- [Dataset section]
>> START

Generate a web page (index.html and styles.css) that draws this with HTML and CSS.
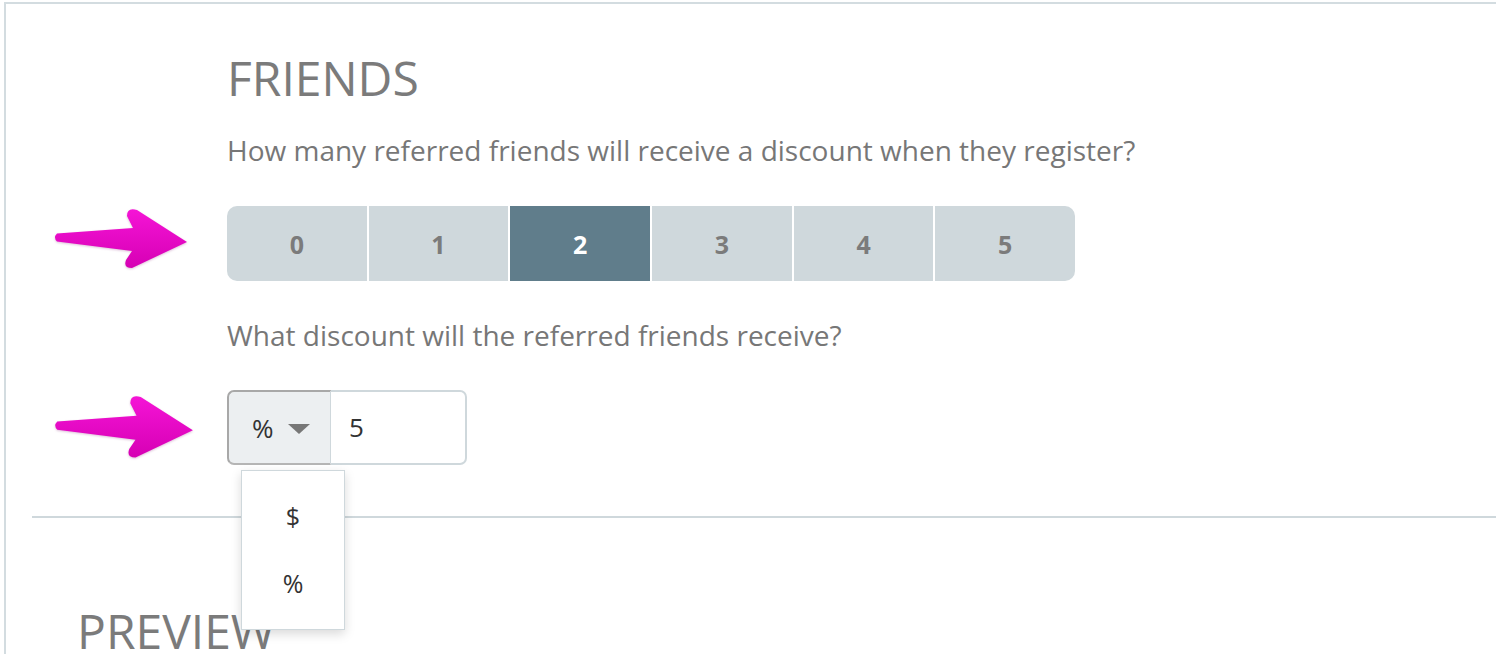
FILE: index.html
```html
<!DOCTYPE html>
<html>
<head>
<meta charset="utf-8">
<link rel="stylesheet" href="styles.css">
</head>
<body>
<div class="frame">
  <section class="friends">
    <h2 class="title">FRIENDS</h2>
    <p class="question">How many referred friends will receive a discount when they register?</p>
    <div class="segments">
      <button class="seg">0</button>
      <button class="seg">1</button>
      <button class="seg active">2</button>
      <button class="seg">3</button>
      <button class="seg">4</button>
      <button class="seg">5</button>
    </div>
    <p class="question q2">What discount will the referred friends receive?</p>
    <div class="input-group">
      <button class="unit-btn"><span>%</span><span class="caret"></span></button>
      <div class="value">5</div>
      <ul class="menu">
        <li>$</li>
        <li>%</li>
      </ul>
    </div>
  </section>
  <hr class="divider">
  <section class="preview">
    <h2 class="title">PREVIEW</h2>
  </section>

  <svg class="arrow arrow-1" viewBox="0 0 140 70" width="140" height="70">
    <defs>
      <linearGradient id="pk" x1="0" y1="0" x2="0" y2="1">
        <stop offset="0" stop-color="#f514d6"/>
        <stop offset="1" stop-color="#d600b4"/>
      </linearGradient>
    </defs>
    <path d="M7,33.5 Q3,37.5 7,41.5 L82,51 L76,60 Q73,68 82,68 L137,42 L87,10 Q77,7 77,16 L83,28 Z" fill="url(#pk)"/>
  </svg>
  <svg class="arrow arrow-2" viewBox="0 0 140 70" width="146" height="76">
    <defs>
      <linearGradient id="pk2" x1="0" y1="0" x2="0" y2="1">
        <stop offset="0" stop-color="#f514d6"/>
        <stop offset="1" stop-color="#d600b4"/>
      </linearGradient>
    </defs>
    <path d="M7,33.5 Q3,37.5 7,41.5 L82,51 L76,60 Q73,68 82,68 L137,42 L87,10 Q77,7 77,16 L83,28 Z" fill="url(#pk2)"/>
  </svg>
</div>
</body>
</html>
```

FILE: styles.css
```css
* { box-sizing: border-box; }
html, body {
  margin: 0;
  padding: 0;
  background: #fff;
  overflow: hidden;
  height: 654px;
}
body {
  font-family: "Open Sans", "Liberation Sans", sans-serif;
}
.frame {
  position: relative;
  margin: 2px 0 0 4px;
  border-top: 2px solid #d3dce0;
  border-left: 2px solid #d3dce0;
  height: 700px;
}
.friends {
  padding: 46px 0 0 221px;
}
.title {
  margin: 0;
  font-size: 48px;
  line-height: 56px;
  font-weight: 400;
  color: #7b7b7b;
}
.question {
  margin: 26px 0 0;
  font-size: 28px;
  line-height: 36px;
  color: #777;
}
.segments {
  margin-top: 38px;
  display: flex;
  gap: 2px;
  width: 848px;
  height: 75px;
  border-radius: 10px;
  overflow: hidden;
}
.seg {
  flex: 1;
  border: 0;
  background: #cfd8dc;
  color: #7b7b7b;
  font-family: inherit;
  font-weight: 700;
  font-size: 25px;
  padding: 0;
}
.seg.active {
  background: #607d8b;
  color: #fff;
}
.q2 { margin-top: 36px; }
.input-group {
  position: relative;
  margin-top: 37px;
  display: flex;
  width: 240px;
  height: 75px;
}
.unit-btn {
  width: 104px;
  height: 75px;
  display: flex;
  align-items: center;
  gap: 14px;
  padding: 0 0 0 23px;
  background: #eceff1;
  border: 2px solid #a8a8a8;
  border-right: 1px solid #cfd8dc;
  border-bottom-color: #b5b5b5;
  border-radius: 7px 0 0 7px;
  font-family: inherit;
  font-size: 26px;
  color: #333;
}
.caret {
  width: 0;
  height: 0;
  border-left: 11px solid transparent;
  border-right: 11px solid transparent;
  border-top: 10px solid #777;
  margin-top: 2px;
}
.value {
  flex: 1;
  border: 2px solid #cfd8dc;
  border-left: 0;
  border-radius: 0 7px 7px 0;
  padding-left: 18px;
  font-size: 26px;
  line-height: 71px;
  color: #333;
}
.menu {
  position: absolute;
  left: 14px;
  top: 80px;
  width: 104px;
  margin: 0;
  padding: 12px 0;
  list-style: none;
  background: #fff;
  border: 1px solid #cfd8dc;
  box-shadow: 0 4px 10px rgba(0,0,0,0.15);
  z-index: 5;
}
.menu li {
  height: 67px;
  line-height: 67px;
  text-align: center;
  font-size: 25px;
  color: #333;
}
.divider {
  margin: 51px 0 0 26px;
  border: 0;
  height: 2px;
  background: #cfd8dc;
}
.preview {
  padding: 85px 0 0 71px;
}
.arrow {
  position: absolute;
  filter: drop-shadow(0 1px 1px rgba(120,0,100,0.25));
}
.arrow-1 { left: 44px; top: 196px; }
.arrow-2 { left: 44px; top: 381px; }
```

>> END

- [To be done] Repeat the material above in full and exactly, apart from the pictures.

- [Correct response]
Generate a web page (index.html and styles.css) that draws this with HTML and CSS.
FILE: index.html
```html
<!DOCTYPE html>
<html>
<head>
<meta charset="utf-8">
<link rel="stylesheet" href="styles.css">
</head>
<body>
<div class="frame">
  <section class="friends">
    <h2 class="title">FRIENDS</h2>
    <p class="question">How many referred friends will receive a discount when they register?</p>
    <div class="segments">
      <button class="seg">0</button>
      <button class="seg">1</button>
      <button class="seg active">2</button>
      <button class="seg">3</button>
      <button class="seg">4</button>
      <button class="seg">5</button>
    </div>
    <p class="question q2">What discount will the referred friends receive?</p>
    <div class="input-group">
      <button class="unit-btn"><span>%</span><span class="caret"></span></button>
      <div class="value">5</div>
      <ul class="menu">
        <li>$</li>
        <li>%</li>
      </ul>
    </div>
  </section>
  <hr class="divider">
  <section class="preview">
    <h2 class="title">PREVIEW</h2>
  </section>

  <svg class="arrow arrow-1" viewBox="0 0 140 70" width="140" height="70">
    <defs>
      <linearGradient id="pk" x1="0" y1="0" x2="0" y2="1">
        <stop offset="0" stop-color="#f514d6"/>
        <stop offset="1" stop-color="#d600b4"/>
      </linearGradient>
    </defs>
    <path d="M7,33.5 Q3,37.5 7,41.5 L82,51 L76,60 Q73,68 82,68 L137,42 L87,10 Q77,7 77,16 L83,28 Z" fill="url(#pk)"/>
  </svg>
  <svg class="arrow arrow-2" viewBox="0 0 140 70" width="146" height="76">
    <defs>
      <linearGradient id="pk2" x1="0" y1="0" x2="0" y2="1">
        <stop offset="0" stop-color="#f514d6"/>
        <stop offset="1" stop-color="#d600b4"/>
      </linearGradient>
    </defs>
    <path d="M7,33.5 Q3,37.5 7,41.5 L82,51 L76,60 Q73,68 82,68 L137,42 L87,10 Q77,7 77,16 L83,28 Z" fill="url(#pk2)"/>
  </svg>
</div>
</body>
</html>
```

FILE: styles.css
```css
* { box-sizing: border-box; }
html, body {
  margin: 0;
  padding: 0;
  background: #fff;
  overflow: hidden;
  height: 654px;
}
body {
  font-family: "Open Sans", "Liberation Sans", sans-serif;
}
.frame {
  position: relative;
  margin: 2px 0 0 4px;
  border-top: 2px solid #d3dce0;
  border-left: 2px solid #d3dce0;
  height: 700px;
}
.friends {
  padding: 46px 0 0 221px;
}
.title {
  margin: 0;
  font-size: 48px;
  line-height: 56px;
  font-weight: 400;
  color: #7b7b7b;
}
.question {
  margin: 26px 0 0;
  font-size: 28px;
  line-height: 36px;
  color: #777;
}
.segments {
  margin-top: 38px;
  display: flex;
  gap: 2px;
  width: 848px;
  height: 75px;
  border-radius: 10px;
  overflow: hidden;
}
.seg {
  flex: 1;
  border: 0;
  background: #cfd8dc;
  color: #7b7b7b;
  font-family: inherit;
  font-weight: 700;
  font-size: 25px;
  padding: 0;
}
.seg.active {
  background: #607d8b;
  color: #fff;
}
.q2 { margin-top: 36px; }
.input-group {
  position: relative;
  margin-top: 37px;
  display: flex;
  width: 240px;
  height: 75px;
}
.unit-btn {
  width: 104px;
  height: 75px;
  display: flex;
  align-items: center;
  gap: 14px;
  padding: 0 0 0 23px;
  background: #eceff1;
  border: 2px solid #a8a8a8;
  border-right: 1px solid #cfd8dc;
  border-bottom-color: #b5b5b5;
  border-radius: 7px 0 0 7px;
  font-family: inherit;
  font-size: 26px;
  color: #333;
}
.caret {
  width: 0;
  height: 0;
  border-left: 11px solid transparent;
  border-right: 11px solid transparent;
  border-top: 10px solid #777;
  margin-top: 2px;
}
.value {
  flex: 1;
  border: 2px solid #cfd8dc;
  border-left: 0;
  border-radius: 0 7px 7px 0;
  padding-left: 18px;
  font-size: 26px;
  line-height: 71px;
  color: #333;
}
.menu {
  position: absolute;
  left: 14px;
  top: 80px;
  width: 104px;
  margin: 0;
  padding: 12px 0;
  list-style: none;
  background: #fff;
  border: 1px solid #cfd8dc;
  box-shadow: 0 4px 10px rgba(0,0,0,0.15);
  z-index: 5;
}
.menu li {
  height: 67px;
  line-height: 67px;
  text-align: center;
  font-size: 25px;
  color: #333;
}
.divider {
  margin: 51px 0 0 26px;
  border: 0;
  height: 2px;
  background: #cfd8dc;
}
.preview {
  padding: 85px 0 0 71px;
}
.arrow {
  position: absolute;
  filter: drop-shadow(0 1px 1px rgba(120,0,100,0.25));
}
.arrow-1 { left: 44px; top: 196px; }
.arrow-2 { left: 44px; top: 381px; }
```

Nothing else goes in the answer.